* _What the exercise asks_: Search the material and gather each line with "TypeScript" in it.

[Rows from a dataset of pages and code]
☆ ☆ ☆

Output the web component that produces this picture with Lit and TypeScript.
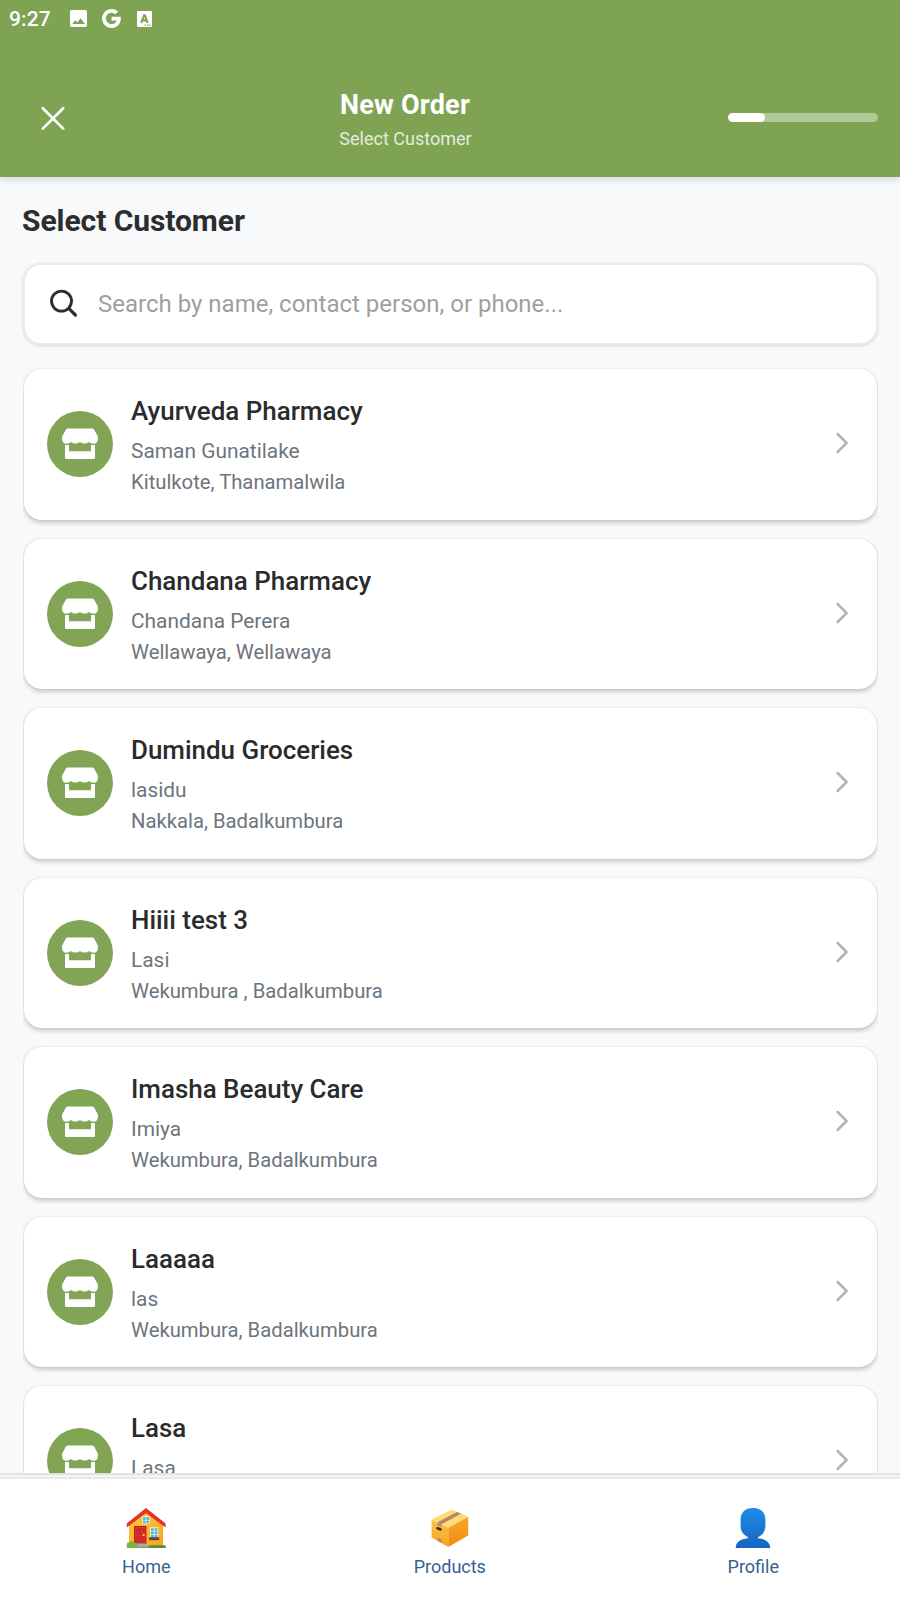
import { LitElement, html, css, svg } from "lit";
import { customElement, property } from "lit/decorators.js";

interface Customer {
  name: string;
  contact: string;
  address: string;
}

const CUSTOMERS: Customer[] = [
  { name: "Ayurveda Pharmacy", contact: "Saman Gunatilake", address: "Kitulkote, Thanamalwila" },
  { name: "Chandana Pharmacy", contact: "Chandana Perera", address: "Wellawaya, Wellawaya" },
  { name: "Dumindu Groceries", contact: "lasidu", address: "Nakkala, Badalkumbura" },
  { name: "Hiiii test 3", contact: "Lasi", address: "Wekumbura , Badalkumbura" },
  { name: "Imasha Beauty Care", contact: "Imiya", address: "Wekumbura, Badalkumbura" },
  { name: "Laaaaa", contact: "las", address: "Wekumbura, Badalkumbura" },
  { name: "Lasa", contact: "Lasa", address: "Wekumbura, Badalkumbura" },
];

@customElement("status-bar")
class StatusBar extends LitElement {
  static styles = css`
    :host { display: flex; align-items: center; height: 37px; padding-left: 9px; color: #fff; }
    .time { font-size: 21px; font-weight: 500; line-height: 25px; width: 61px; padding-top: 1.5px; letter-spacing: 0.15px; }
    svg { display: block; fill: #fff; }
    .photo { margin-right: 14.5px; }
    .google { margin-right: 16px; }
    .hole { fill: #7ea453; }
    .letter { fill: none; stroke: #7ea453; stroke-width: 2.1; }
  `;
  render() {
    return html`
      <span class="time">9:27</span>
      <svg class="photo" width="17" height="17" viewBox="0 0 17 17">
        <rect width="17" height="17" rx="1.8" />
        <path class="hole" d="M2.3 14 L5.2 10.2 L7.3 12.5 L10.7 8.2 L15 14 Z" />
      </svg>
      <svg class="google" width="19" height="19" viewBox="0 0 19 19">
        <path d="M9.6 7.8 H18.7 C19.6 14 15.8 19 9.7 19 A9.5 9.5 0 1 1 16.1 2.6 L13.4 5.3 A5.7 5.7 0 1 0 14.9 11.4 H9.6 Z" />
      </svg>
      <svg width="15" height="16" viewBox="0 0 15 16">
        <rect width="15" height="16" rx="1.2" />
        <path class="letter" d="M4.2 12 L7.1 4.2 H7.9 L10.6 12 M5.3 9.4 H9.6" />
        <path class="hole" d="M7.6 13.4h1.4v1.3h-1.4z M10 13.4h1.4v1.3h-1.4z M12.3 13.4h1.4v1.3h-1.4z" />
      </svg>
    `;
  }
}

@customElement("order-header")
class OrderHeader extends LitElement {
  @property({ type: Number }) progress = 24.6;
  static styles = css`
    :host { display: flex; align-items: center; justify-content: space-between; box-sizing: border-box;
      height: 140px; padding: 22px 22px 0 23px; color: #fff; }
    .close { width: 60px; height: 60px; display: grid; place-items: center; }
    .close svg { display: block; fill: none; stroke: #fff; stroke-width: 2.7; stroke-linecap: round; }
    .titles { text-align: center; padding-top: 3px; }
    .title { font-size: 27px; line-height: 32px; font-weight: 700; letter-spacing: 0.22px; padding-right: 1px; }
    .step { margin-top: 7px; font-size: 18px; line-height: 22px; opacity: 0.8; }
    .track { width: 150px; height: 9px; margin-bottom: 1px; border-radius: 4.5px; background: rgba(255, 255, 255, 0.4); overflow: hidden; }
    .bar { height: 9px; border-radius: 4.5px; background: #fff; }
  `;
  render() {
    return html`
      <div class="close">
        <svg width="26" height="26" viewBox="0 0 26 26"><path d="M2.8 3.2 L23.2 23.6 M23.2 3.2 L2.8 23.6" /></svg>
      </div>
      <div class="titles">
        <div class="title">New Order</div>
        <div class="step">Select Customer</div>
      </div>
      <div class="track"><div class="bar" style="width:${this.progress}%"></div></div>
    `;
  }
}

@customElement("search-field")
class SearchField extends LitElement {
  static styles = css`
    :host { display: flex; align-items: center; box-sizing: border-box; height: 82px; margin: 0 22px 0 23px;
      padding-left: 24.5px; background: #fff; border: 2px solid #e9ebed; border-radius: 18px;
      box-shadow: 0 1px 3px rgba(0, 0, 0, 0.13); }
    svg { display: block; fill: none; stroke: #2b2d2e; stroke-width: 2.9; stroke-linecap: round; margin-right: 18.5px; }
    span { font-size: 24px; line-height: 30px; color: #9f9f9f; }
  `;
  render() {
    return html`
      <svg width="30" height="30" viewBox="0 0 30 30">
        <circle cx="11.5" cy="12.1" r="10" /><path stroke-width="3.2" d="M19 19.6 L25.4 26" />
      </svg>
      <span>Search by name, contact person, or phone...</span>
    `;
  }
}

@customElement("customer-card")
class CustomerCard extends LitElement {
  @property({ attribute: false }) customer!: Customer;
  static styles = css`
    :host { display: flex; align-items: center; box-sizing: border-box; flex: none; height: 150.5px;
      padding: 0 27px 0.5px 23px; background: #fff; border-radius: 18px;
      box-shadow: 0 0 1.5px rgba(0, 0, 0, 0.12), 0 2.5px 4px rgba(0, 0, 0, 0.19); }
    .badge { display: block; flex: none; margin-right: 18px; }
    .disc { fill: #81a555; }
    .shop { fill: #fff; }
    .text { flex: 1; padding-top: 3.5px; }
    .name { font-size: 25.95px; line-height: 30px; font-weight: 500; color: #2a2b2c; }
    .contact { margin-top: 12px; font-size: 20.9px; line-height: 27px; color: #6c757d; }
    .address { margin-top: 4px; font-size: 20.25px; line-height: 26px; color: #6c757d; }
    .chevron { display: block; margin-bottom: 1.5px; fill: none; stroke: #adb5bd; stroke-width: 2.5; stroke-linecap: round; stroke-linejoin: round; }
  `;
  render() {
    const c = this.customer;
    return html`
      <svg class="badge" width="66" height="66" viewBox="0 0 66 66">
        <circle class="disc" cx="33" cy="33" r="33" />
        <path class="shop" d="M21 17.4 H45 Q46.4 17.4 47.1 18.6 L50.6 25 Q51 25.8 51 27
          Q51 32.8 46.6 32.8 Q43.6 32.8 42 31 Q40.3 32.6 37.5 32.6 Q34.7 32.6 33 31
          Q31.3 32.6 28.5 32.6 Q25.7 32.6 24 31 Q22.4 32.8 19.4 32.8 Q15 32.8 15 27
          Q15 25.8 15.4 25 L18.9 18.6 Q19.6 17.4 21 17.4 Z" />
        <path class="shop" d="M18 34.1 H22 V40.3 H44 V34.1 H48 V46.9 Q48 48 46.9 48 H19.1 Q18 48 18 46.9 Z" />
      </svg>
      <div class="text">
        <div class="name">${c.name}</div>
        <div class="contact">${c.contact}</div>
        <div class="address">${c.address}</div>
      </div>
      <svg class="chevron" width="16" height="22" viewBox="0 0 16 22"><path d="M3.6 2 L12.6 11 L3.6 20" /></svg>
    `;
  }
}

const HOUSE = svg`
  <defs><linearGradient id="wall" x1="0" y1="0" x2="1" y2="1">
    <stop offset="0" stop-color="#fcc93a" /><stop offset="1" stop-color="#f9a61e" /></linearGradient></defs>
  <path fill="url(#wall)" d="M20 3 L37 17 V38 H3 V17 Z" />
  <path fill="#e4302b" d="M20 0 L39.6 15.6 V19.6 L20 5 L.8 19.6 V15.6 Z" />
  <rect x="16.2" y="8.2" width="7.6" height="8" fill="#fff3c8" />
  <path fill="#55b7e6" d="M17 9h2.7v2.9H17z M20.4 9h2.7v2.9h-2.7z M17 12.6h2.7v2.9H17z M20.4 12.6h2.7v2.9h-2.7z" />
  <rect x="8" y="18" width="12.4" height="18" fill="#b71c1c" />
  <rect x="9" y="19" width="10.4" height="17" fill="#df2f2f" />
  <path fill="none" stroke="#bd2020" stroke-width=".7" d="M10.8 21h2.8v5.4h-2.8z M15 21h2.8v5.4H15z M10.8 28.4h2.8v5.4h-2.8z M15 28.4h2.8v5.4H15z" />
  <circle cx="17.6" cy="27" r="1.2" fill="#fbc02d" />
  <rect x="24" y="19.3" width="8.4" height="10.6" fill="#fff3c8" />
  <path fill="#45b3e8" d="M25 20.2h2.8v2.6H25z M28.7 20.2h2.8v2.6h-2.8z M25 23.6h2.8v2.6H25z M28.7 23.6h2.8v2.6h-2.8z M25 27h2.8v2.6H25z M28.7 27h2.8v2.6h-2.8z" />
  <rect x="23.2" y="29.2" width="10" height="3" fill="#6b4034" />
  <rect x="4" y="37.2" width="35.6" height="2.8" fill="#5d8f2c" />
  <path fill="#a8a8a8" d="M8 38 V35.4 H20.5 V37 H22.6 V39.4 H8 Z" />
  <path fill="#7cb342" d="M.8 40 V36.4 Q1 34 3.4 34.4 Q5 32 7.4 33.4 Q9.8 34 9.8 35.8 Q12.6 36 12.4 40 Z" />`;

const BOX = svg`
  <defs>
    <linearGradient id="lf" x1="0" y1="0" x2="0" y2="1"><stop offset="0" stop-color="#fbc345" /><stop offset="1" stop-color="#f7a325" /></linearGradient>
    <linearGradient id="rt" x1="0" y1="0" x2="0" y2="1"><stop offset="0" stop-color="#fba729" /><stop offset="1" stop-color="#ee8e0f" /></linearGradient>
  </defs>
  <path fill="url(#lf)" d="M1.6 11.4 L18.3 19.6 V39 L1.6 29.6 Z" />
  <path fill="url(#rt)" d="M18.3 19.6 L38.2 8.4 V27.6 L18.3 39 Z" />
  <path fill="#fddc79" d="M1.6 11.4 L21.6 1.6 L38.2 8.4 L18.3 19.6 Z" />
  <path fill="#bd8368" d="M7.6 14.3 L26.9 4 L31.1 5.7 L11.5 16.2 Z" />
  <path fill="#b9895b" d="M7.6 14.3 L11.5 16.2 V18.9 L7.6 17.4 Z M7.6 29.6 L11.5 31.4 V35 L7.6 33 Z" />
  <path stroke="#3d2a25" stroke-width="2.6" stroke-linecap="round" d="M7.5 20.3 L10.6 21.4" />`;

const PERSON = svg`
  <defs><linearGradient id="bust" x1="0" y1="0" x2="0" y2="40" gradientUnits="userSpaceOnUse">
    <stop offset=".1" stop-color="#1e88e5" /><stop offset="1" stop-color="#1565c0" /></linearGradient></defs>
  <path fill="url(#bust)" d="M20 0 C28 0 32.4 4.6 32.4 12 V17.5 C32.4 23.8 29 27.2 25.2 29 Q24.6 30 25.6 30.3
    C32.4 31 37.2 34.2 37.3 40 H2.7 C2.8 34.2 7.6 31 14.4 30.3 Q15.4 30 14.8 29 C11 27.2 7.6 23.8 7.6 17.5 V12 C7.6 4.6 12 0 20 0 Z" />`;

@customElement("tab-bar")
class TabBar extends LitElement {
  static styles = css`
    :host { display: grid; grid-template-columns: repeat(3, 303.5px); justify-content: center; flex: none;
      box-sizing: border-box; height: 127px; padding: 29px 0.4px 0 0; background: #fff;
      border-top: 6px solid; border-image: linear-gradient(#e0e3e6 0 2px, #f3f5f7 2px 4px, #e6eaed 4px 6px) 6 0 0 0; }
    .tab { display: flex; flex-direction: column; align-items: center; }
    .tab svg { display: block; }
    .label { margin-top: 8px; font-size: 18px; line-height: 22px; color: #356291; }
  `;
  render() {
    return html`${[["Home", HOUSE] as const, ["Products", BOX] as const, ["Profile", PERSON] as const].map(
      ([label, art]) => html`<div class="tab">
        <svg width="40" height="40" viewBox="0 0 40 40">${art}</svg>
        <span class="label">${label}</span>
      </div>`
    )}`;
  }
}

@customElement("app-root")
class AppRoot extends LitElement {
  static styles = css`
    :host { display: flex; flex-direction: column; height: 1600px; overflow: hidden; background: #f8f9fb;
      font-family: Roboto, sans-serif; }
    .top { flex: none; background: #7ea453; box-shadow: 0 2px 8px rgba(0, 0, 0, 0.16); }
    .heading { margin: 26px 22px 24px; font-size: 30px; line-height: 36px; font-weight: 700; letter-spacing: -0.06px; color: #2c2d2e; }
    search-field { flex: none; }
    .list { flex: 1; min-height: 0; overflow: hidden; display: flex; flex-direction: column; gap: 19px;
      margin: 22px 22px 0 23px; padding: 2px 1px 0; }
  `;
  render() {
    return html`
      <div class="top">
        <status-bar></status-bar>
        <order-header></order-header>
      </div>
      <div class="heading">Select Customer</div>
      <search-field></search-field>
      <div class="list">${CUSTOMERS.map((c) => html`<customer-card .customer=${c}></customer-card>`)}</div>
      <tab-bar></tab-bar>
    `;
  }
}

☆ ☆ ☆

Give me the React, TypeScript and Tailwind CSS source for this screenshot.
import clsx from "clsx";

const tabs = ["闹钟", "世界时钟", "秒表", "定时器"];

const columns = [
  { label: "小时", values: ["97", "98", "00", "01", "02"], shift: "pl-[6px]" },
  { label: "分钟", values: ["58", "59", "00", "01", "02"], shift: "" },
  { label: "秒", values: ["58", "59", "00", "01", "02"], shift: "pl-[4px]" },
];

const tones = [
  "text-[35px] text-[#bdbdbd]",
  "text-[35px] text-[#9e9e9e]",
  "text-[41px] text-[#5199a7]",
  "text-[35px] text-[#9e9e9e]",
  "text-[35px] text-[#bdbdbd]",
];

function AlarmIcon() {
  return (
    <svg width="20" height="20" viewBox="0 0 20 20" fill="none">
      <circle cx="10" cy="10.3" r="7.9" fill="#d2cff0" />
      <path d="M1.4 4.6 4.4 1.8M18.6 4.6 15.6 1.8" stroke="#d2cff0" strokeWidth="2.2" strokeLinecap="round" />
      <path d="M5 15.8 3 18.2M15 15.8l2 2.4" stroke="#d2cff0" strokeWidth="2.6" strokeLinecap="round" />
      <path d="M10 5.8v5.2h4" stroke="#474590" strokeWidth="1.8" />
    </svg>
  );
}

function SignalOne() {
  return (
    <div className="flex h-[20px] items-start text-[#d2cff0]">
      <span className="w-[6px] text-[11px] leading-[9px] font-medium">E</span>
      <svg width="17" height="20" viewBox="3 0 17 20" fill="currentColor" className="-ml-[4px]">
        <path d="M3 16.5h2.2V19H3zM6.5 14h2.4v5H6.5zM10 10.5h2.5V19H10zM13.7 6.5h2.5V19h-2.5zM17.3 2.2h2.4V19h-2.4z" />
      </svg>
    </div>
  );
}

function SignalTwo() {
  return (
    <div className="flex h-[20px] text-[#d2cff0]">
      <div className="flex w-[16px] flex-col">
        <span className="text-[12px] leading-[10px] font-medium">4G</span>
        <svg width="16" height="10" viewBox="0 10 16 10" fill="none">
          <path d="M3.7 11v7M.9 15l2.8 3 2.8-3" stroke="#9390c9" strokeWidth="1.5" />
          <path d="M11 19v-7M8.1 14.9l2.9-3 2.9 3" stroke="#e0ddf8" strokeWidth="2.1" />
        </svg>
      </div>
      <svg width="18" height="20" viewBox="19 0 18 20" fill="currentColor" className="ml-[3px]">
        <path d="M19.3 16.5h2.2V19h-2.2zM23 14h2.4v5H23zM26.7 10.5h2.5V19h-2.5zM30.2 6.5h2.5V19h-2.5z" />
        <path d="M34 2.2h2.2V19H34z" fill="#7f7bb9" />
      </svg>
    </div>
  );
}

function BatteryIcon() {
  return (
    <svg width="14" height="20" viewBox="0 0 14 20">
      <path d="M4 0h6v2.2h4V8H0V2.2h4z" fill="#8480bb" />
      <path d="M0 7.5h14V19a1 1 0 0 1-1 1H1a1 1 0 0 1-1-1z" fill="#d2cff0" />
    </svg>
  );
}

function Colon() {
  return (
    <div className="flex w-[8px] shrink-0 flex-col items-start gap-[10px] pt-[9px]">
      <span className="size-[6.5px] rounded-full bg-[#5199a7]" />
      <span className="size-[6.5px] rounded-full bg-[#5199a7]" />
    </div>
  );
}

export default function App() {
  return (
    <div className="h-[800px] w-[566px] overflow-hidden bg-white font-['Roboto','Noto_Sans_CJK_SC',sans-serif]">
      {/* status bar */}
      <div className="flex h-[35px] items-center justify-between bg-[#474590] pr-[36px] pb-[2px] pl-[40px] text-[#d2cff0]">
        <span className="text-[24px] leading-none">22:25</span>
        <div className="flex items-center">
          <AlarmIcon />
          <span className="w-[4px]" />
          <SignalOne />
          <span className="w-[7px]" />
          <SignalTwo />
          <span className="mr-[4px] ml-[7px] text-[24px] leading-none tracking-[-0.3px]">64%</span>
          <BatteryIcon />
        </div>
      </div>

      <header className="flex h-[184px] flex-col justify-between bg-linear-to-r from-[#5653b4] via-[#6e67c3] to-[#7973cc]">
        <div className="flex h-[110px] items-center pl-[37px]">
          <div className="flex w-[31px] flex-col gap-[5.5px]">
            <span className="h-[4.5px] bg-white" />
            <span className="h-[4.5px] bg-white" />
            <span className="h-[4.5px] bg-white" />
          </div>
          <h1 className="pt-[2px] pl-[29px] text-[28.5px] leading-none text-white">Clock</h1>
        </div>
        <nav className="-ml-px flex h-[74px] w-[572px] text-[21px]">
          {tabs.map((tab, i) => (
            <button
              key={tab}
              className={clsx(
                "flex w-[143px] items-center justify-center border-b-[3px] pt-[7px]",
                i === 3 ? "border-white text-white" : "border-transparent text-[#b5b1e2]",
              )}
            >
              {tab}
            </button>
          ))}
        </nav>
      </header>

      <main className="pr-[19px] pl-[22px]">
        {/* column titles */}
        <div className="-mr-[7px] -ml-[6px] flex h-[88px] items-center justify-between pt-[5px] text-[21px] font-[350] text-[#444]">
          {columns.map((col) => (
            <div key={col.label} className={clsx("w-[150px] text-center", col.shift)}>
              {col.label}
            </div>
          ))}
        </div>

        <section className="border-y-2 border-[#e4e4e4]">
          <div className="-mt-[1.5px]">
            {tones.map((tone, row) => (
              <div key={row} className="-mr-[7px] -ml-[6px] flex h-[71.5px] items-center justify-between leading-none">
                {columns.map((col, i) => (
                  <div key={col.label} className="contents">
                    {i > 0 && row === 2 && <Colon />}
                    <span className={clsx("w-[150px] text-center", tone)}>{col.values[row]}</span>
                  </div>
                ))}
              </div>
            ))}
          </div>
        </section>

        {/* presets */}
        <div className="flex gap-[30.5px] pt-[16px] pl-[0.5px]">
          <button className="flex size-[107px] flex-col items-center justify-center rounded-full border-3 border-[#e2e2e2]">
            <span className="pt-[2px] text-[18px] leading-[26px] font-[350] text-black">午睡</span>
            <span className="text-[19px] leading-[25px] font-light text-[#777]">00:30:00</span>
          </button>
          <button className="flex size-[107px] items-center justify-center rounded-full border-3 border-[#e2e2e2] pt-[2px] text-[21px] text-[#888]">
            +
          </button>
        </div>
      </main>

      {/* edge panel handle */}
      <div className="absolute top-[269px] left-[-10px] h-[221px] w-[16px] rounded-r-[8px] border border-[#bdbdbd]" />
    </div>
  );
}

☆ ☆ ☆

* _Solution to this problem_:
Output the web component that produces this picture with Lit and TypeScript.
Give me the React, TypeScript and Tailwind CSS source for this screenshot.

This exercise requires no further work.